It’s now been three days since I got off the plane at National Airport, officially ending this year’s SXSW itinerary, and it’s taken me that long to catch up on sleep, do laundry and edit and upload pictures. (The traditional post-conference LinkedIn binge remains undone.) And maybe I’ve gained a smidgeon of perspective on the event too.
Once again, my primary first-world problem was deciding which panels and talks to attend. I was more ruthless and/or lazy this time, deciding I wouldn’t even try to get to such relatively distant locations as the AT&T Conference Center at the University of Texas’s campus (where my 2012 panel drew maybe 20 people) or the Hyatt Regency at the other end of the Congress Avenue Bridge.
But then I wound up not watching any panels outside the convention center and the Hilton across the street. Of those, remote interviews with Julian Assange, Edward Snowden and Glenn Greenwald topped my list. But I was also fascinated by a debate about net neutrality in which law professor Tim Wu noted our own responsibility in putting a handful of giant companies in charge (“we don’t have a culture on the Internet of preferring alternatives”), a talk about wearable computing that pivoted to discussions of “implantables” and “injectables,” and an honest unpacking of the failure of tech journalists to break the NSA-surveillance story (TechCrunch co-editor Alexia Tsotsis: “We need to step back from our role as cheerleaders and give a more critical eye to the people we’re surrounded with”).
My geographically-restricted attendance led me to miss many other discussions that had looked interesting beforehand. Not only was this narrow-minded conduct, it stopped me from walking around more to make up for all the food I ate.
It would be hard to avoid putting on a few pounds while in Austin on a normal weekend, but when you don’t have to pay for most of your food, courtesy of pervasive corporate and PR sponsorship, the city becomes a thoroughly enabling environment. And a delicious one! For example: the brisket at La Barbecue (thanks, Pinterest), algorithm-driven cuisine at IBM’s food truck, and breakfast tacos at Pueblo Viejo (that was on my own dime, and you should be happy to spend yours there too when you’re in Austin).

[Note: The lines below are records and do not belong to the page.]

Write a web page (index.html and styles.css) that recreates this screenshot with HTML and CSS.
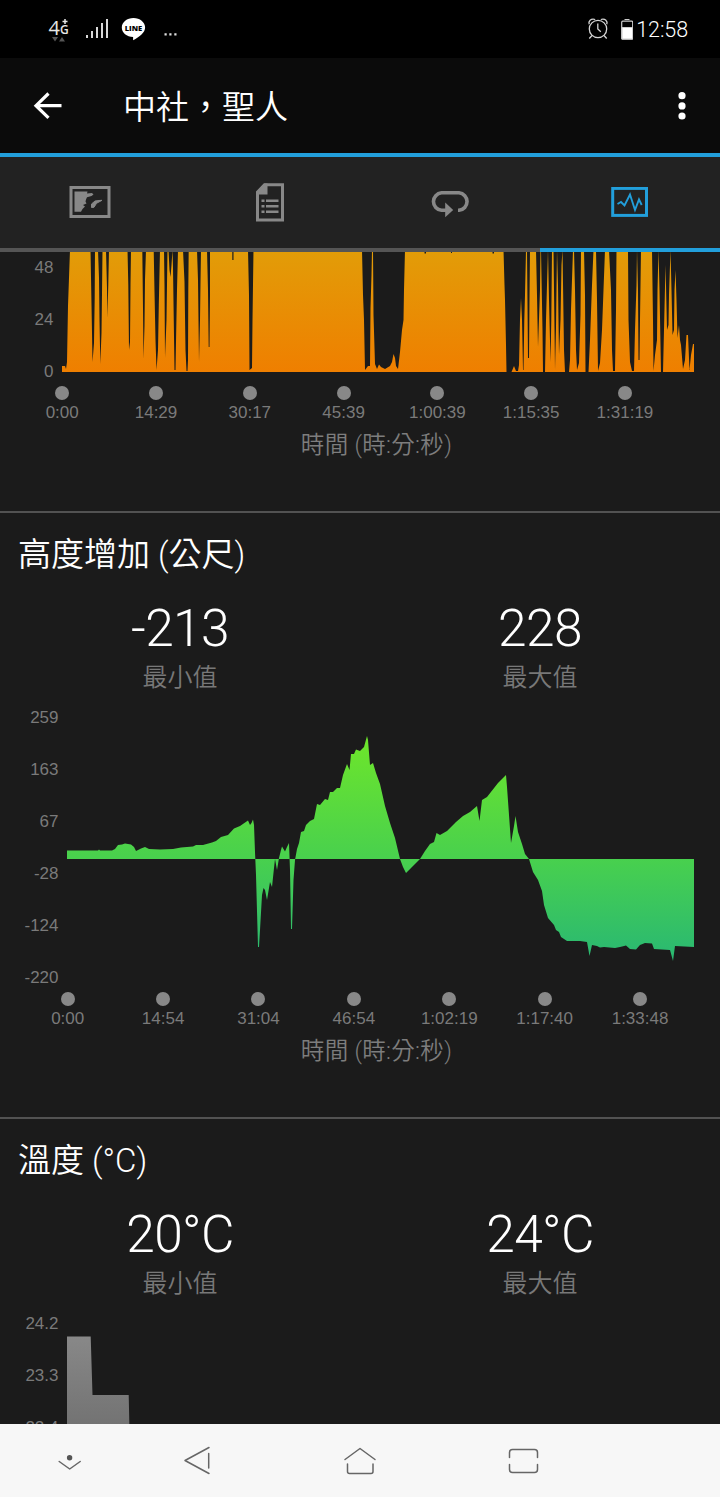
FILE: index.html
```html
<!DOCTYPE html>
<html lang="zh-TW">
<head>
    <meta charset="UTF-8">
    <meta name="viewport" content="width=device-width, initial-scale=1.0">
    <title>中社，聖人</title>
    <link rel="stylesheet" href="styles.css">
</head>
<body>
    <div class="status-bar">
        <svg class="status-left" width="190" height="58" viewBox="0 0 190 58">
            <text x="48.500" y="35" class="net-big">4</text>
            <text x="60" y="34" class="net-small">G</text>
            <path d="M62.500 21.500h5M65 19v5" stroke="#e6e6e6" stroke-width="1.500"/>
            <path d="M52 37h6l-3 4.500zM59 41.500h6l-3-4.500z" fill="#555"/>
            <path d="M87 38v-3M92 38v-7M97 38v-11M102 38v-15M107 38v-19" stroke="#d8d8d8" stroke-width="2"/>
            <path d="M133.500 18c6.400 0 11.600 4.200 11.600 9.500 0 5-5.500 9.500-12 12.700v-3.300c-6.400 0-11.300-4.200-11.300-9.400 0-5.300 5.200-9.500 11.700-9.500z" fill="#fff"/>
            <text x="133.500" y="30.700" class="line-text">LINE</text>
            <path d="M164.500 33.200h2.200v2.200h-2.200zM169.300 33.200h2.200v2.200h-2.200zM174.300 33.200h2.200v2.200h-2.200z" fill="#ddd"/>
        </svg>
        <div class="status-right">
            <svg width="46" height="30" viewBox="588 14 46 30">
                <g fill="none" stroke="#d4d4d4" stroke-width="1.300">
                    <circle cx="599" cy="29" r="8.700"/>
                    <path d="M598.800 23.500v5.500l3 2.700M593 35.500l-2.700 3M605 35.500l2.700 3"/>
                    <path d="M590.200 24.200c-1-3 1.500-6 6-4.700M607.800 24.200c1-3-1.500-6-6-4.700"/>
                </g>
                <rect x="622.700" y="21.200" width="11" height="18" rx="1" fill="none" stroke="#ccc" stroke-width="1.200"/>
                <path d="M625.500 19.500h5M623 27.500h10.500v11.500h-10.500z" fill="#fff" stroke="#ccc"/>
            </svg>
            <span class="clock">12:58</span>
        </div>
    </div>

    <div class="app-bar">
        <svg width="30" height="30" viewBox="33 91 30 30">
            <path d="M61.500 105.700H36M48.500 93.500L36 105.700l12.500 12.200" fill="none" stroke="#fff" stroke-width="3.200"/>
        </svg>
        <h1>中社，聖人</h1>
        <svg class="more" width="10" height="30" viewBox="0 0 10 30">
            <circle cx="5" cy="4.700" r="3.600"/>
            <circle cx="5" cy="14.900" r="3.600"/>
            <circle cx="5" cy="25" r="3.600"/>
        </svg>
    </div>

    <div class="tabs">
        <div class="tab">
            <svg width="42" height="34" viewBox="69.500 186 42 34">
                <rect x="71.500" y="187.500" width="38" height="29" fill="none" stroke="#888" stroke-width="3"/>
                <path d="M75 191.500h13l-.5 2 5-.5 1.500 1.500-2 1.500-4.500 1.200-1 2.300-.5 2 1 2-3.500 1.500 2 1.500-2.500 2.500-1.500 2.800H75z" fill="#888"/>
                <path d="M102.500 200.300l-5.500 3-2.500 4-2.500.2 0-3.500 3.500-3 4-.5z" fill="#888" stroke="#888" stroke-linejoin="round"/>
            </svg>
        </div>
        <div class="tab">
            <svg width="30" height="40" viewBox="255 182.500 30 40">
                <path d="M264.500 184.300h18v35.200h-25v-28z" fill="none" stroke="#888" stroke-width="3"/>
                <path d="M256.500 194v-2.500l8-8.500h3v11z" fill="#888"/>
                <path d="M266 200.300h12.500M266 205.800h12.500M266 211.300h12.500" stroke="#888" stroke-width="2.600"/>
                <path d="M261.500 200.300h3M261.500 205.800h3M261.500 211.300h3" stroke="#888" stroke-width="2.600"/>
            </svg>
        </div>
        <div class="tab">
            <svg width="40" height="30" viewBox="430 189 40 30">
                <path d="M446 211.300H441.500a9 8.800 0 0 1 0-17.500H459a9 8.800 0 0 1 0 17.500h-1" fill="none" stroke="#888" stroke-width="3.600"/>
                <path d="M445.200 203.500l8 7.500-8 7.300z" fill="#888"/>
            </svg>
        </div>
        <div class="tab active">
            <svg width="38" height="32" viewBox="611 187 38 32">
                <rect x="612.700" y="188.400" width="33.800" height="27" fill="none" stroke="#229fdb" stroke-width="3"/>
                <path d="M617.500 204l3.500-2 3.500 3.500 5.500-11 5 15.500 4-10.500 2.700 5.500" fill="none" stroke="#229fdb" stroke-width="1.900"/>
            </svg>
        </div>
    </div>

    <div class="content">
        <section class="card card-scrolled">
            <div class="chart chart-wide">
                <div class="y-axis">
                    <span>48</span>
                    <span>24</span>
                    <span>0</span>
                </div>
                <svg width="632" height="156" viewBox="62 242 632 156">
                    <defs>
                        <linearGradient id="orange" gradientUnits="userSpaceOnUse" x1="0" y1="252" x2="0" y2="372">
                            <stop offset="0" stop-color="#e29c08"/>
                            <stop offset="1" stop-color="#ef7f00"/>
                        </linearGradient>
                    </defs>
                    <path fill="url(#orange)" d="M62 372V366H65L66 369 67 362 68 306 70 250H90.500L91 277 92 333 92.500 362 94 343 94.700 298 95 250H98L99 278 99.500 320 100.300 364 101.500 333 102 293 102.500 250H106L107 288 107.400 318 108.300 284 109 250H127.500L128.300 285 129 350 130 342 130.500 285 131 250H142.300L143 308 143.500 359 144.500 326 145 280 146 250H153.700L154.500 292 155.500 340 156.500 370 158 350 158.800 305 160 250H164L164.500 285 165 358 166.500 320 167 285 167.500 250H168.500L169.500 270 170.500 277 171.500 265 172.500 250 173 268 173.500 303 174.500 370H175.500L176 342 177 290 178 250H183L184.500 282 185.500 350 186.500 371H187.500L188 360 188.300 290 188.700 250H197L198 280 199 362 200 320 200.500 282 201 250H207L208 290 208.700 347H209.500L210 295V250H232.300V260H233.500V250H248L249 295 249.500 370 252 368 252.500 320 253 285 253.500 250H362L363 295 364 320 365 370 368 366H370L370.500 308 371.500 275 372 250H373L373.500 315 375 364 377 369 379 364.500 381 367 385 369 390 366 392 362 393.500 354 395 358 396 366 398 369 400 352 402 330 403.500 320 404 290 405 250H424.500V253.500H426V250H451V253H452V250H492.500V253.500H494V250H503.500L504.500 285 505 300 506 345 506.500 372H511.500L514 366 516 371H518L519 365 520 320 521 298 522 320 523 370H523.500L524.300 320 525 295 526 250H527L528 358H529L529.500 300 530 250H536L537 295 538 347 540 290 540.500 250H541L542.500 330 543 372H545L546 320 547 285 548 250 549 300 550.500 362 551.300 320 552 250H553.500L554.500 328 555 370 556 328 557 250 558 285 559 355 560.500 320 561.500 265 562.500 250 564 350 565 372H569L570 360 571 310 573 250H574L575 290 576 350 577 370 579 363 580.500 315 581 250H584L585 295 585.500 372H588.500L590 340 592 285 593.500 250H596L597 300 598 371 600 363 602 330 603.500 290 605 250H609L611 290 612 350 613 371H615L616 310 616.500 250H628L628.500 320 630 362 632 371H634L635 330 636.500 285 637 250 638 290 638.500 360H639.500L640 320 641 250H652L653 320 653.500 371 655 355 657 340 657.500 290 658.500 250 659.500 290 661 372H663L664 330 665.500 265 666 285 667 330 668.500 325 669 295 670.500 250 671.500 290 672.500 335 674 330 674.500 290 675.500 270 676.500 300 677.500 338 679 325 680 340 681 345 683 369 685 360 686.500 335 688 335 689.500 370 691 355 693 344H694V372z"/>
                </svg>
            </div>
            <div class="x-axis x-axis-wide">
                <span>0:00</span>
                <span>14:29</span>
                <span>30:17</span>
                <span>45:39</span>
                <span>1:00:39</span>
                <span>1:15:35</span>
                <span>1:31:19</span>
            </div>
            <p class="axis-title">時間 (時:分:秒)</p>
        </section>

        <section class="card">
            <h2>高度增加 (公尺)</h2>
            <div class="stats">
                <div class="stat">
                    <div class="value">-213</div>
                    <div class="label">最小值</div>
                </div>
                <div class="stat">
                    <div class="value">228</div>
                    <div class="label">最大值</div>
                </div>
            </div>
            <div class="chart">
                <div class="y-axis">
                    <span>259</span>
                    <span>163</span>
                    <span>67</span>
                    <span>-28</span>
                    <span>-124</span>
                    <span>-220</span>
                </div>
                <svg width="627" height="312" viewBox="67 692 627 312">
                    <defs>
                        <linearGradient id="green" gradientUnits="userSpaceOnUse" x1="0" y1="736" x2="0" y2="961">
                            <stop offset="0" stop-color="#6ee62a"/>
                            <stop offset=".55" stop-color="#48d04e"/>
                            <stop offset="1" stop-color="#29b873"/>
                        </linearGradient>
                    </defs>
                    <path fill="url(#green)" d="M67 859V850.500H98L99 849.500 100 850.500H112L115 849 118 845 122 844.500 125 843.500 131 844.500 134 847 136 851 141 848.500 145 847 149 849 160 849.500 173 849 181 847.500 193 846.500 196 845H203L212 842.500 216 841 221 837 228 835 234 828.500 240 826 248 820.500 250 825 251.500 823 253 819.500 254 825 255 852 256 875 258 947H259L260 930 262 895 263.500 888 265 890 267 900 270 882 272 887 274 868 275 859 277 870 279 858 281 850 282 846.500 285 851.500 287 847 289 843 290 870 291 929H292L293.500 880 295 860 297 849 299 843 301 832 304 831 306 825 310 821 314 819 317 804 320 805 325 799 328 800 330 792H333L337 788 340 788 343 775 347 764 349.500 770 351 754H354L356 749.500 360 751 364 747 367 736 368 740 370 765 373 763 376 773 380 784 385 806 390 823 395 838 400 859 403 867 406 873 412 867 420 859 425 851 430 844 434 842 436.500 833 440 835 447 831 456 822 463 816 470 812 477 806 479.500 821 482 800 487 797 498 783 506 775 507 787 511 843 514 826 515.500 816 518 832 522 844 525 854 529 859 533 872 538 880 542 891 544 905 548 918 554 925 556 930 559 932 561 937 567 941H580L587 942 589.500 956 592 945 597 946 600 947.500 604 947 615 948 620 947 626 945.500 630 949 636 949.500 640 945 645 943 652 943.500 654 949 670 950 673 961 675 946 694 947V859z"/>
                </svg>
            </div>
            <div class="x-axis">
                <span>0:00</span>
                <span>14:54</span>
                <span>31:04</span>
                <span>46:54</span>
                <span>1:02:19</span>
                <span>1:17:40</span>
                <span>1:33:48</span>
            </div>
            <p class="axis-title">時間 (時:分:秒)</p>
        </section>

        <section class="card">
            <h2>溫度 (°C)</h2>
            <div class="stats">
                <div class="stat">
                    <div class="value">20°C</div>
                    <div class="label">最小值</div>
                </div>
                <div class="stat">
                    <div class="value">24°C</div>
                    <div class="label">最大值</div>
                </div>
            </div>
            <div class="chart">
                <div class="y-axis">
                    <span>24.2</span>
                    <span>23.3</span>
                    <span>22.4</span>
                </div>
                <svg width="627" height="156" viewBox="67 1298 627 156">
                    <defs>
                        <linearGradient id="grey" x1="0" y1="0" x2="0" y2="1">
                            <stop offset="0" stop-color="#888"/>
                            <stop offset="1" stop-color="#6c6c6c"/>
                        </linearGradient>
                    </defs>
                    <path fill="url(#grey)" d="M67 1454V1336.500H90.700L92.500 1395H128.700L130 1454z"/>
                </svg>
            </div>
        </section>
    </div>

    <div class="nav-bar">
        <svg width="720" height="73" viewBox="0 1424 720 73">
            <g fill="none" stroke="#666" stroke-width="1.500" stroke-linecap="round" stroke-linejoin="round">
                <path d="M59.200 1461.500l10.500 7.500 10.500-7.500"/>
                <path d="M209 1447.500l-24 13 24 13M208.700 1453.500v14.500"/>
                <path d="M345 1459.500l15-11 15 11M347.500 1464v7.500q0 2 2 2h21.500q2 0 2-2v-7.500"/>
                <path d="M509.500 1457.500v-5q0-3 3-3h22q3 0 3 3v5M509.500 1464.500v5q0 3 3 3h22q3 0 3-3v-5"/>
            </g>
            <circle cx="69.600" cy="1457.700" r="2.700" fill="#555"/>
        </svg>
    </div>
</body>
</html>
```
FILE: styles.css
```css
*{
    margin: 0;
    padding: 0;
    box-sizing: border-box;
}

body{
    width: 720px;
    height: 1497px;
    overflow: hidden;
    display: flex;
    flex-direction: column;
    background-color: #1b1b1b;
    color: white;
    font-family: Roboto, "Noto Sans CJK TC", sans-serif;
}

svg{
    display: block;
}

.status-bar{
    height: 58px;
    display: flex;
    justify-content: space-between;
    background-color: black;
}

.net-big{
    font-family: "Open Sans", sans-serif;
    font-size: 20px;
    fill: #e6e6e6;
}

.net-small{
    font-family: "Open Sans", sans-serif;
    font-size: 12px;
    font-weight: 600;
    fill: #e6e6e6;
}

.line-text{
    font-family: "Open Sans", sans-serif;
    font-size: 7.6px;
    font-weight: 800;
    text-anchor: middle;
    fill: black;
}

.status-right{
    display: flex;
    align-items: center;
    padding-right: 32px;
    gap: 3px;
}

.clock{
    padding-top: 1px;
    font-size: 21.5px;
    font-weight: 350;
    letter-spacing: -0.1px;
    line-height: 30px;
}

.app-bar{
    height: 95px;
    display: flex;
    align-items: center;
    padding: 0 33px;
    background-color: #0b0b0b;
}

.app-bar h1{
    margin-left: 60px;
    padding-top: 5px;
    font-size: 33px;
    font-weight: 350;
    line-height: 48px;
}

.more{
    margin-left: auto;
    fill: white;
}

.tabs{
    height: 99px;
    display: flex;
    border-top: 4px solid #229fdb;
    background-color: #222;
}

.tab{
    flex: 1;
    display: flex;
    justify-content: center;
    align-items: center;
    border-bottom: 4px solid #555;
}

.tab.active{
    border-bottom-color: #229fdb;
}

.content{
    height: 1172px;
    overflow: hidden;
}

.card{
    height: 606px;
    padding-top: 18px;
    border-bottom: 2px solid #525252;
}

.card-scrolled{
    height: 271px;
    margin-top: -10px;
    padding-top: 0;
}

.card h2{
    padding-left: 18px;
    font-size: 33px;
    font-weight: 350;
    line-height: 48px;
}

.stats{
    height: 113px;
    padding-top: 20px;
    display: flex;
}

.stat{
    flex: 1;
    text-align: center;
}

.value{
    font-size: 51.5px;
    font-weight: 300;
    letter-spacing: -0.6px;
    line-height: 60px;
}

.label{
    padding-top: 1px;
    font-size: 25px;
    font-weight: 350;
    line-height: 36px;
    color: #787878;
}

.chart{
    display: grid;
    grid-template-columns: 67px 627px;
}

.chart-wide{
    grid-template-columns: 62px 632px;
}

.y-axis{
    padding-right: 8.5px;
    display: flex;
    flex-direction: column;
    text-align: right;
    font-family: "Liberation Sans", sans-serif;
    font-size: 17px;
    line-height: 52px;
    color: #7a7a7a;
}

.x-axis{
    margin-top: -12px;
    margin-left: 20px;
    display: grid;
    grid-template-columns: repeat(7, 95.4px);
    text-align: center;
    font-family: "Liberation Sans", sans-serif;
    font-size: 17px;
    line-height: 24px;
    color: #7a7a7a;
}

.x-axis-wide{
    margin-left: 15.3px;
    grid-template-columns: repeat(7, 93.8px);
}

/* round marker over each time label */
.x-axis span::before{
    content: "";
    display: block;
    width: 14px;
    height: 14px;
    margin: 0 auto 1px;
    border-radius: 50%;
    background-color: #888;
}

.axis-title{
    margin-left: 33px;
    padding-top: 2px;
    text-align: center;
    font-size: 23.5px;
    font-weight: 350;
    letter-spacing: 0.3px;
    line-height: 36px;
    color: #7d7d7d;
}

.nav-bar{
    height: 73px;
    background-color: #f7f7f7;
}
```
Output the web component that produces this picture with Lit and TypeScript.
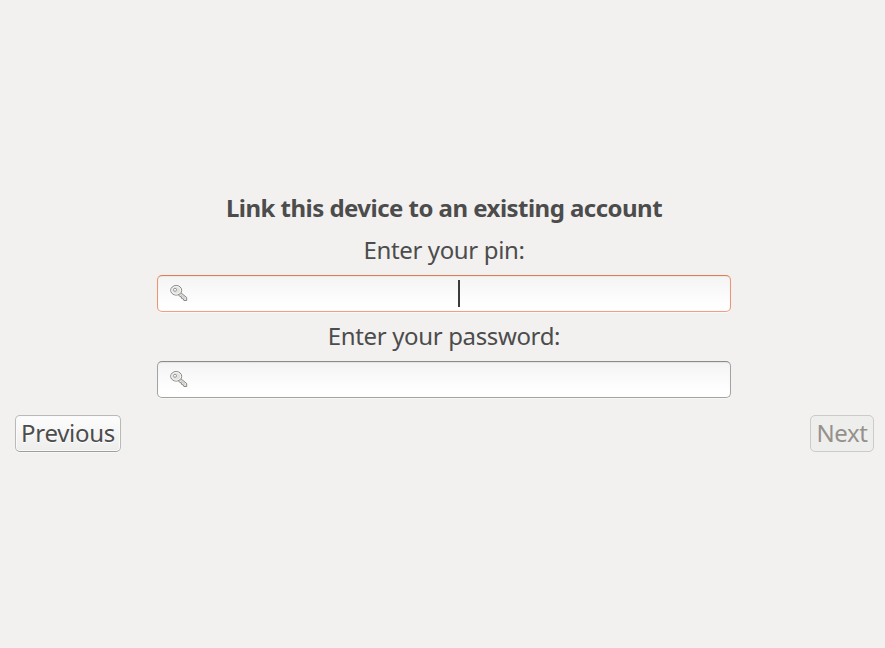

As for empty calories–um, yeah, they’re not hard to find at SXSW either. This is the single booziest event on my calendar. That can be an immense amount of fun (my Sunday night somehow involved both seeing Willie Nelson play a few songs with Asleep at the Wheel from maybe 20 feet away, followed by the RVIP Lounge’s combination of touring bus, open bar and karaoke machine), but waking up the next morning can be brutal. To anybody who had a 9:30 a.m. panel on Sunday, only hours after the time change cut an hour out of everybody’s schedule: I’m so sorry.
And then the night after I left, some drunk-driving idiot crashed through a police barricade and killed two people.
Even before that, the “do we really need this event now that it’s been overrun by marketing droids?” conversation about SXSW was louder than usual. I have to note that three of the most interesting panels–the Assange, Snowden and Greenwald interviews–featured subjects thousands of miles away; in theory we all could have watched those from home.
But this is also an event where you meet people you wouldn’t otherwise see and might not ever meet–a long-ago Post colleague from copy-aide days, Internet activists you should know for future stories, journalists who put up with the same problems as you, entrepreneurs with interesting ideas that might go somewhere, and so on. Maybe this is a colossal character defect on my part, but I enjoy those conversations–even the ones with the marketing droids. And that’s why I do this every year.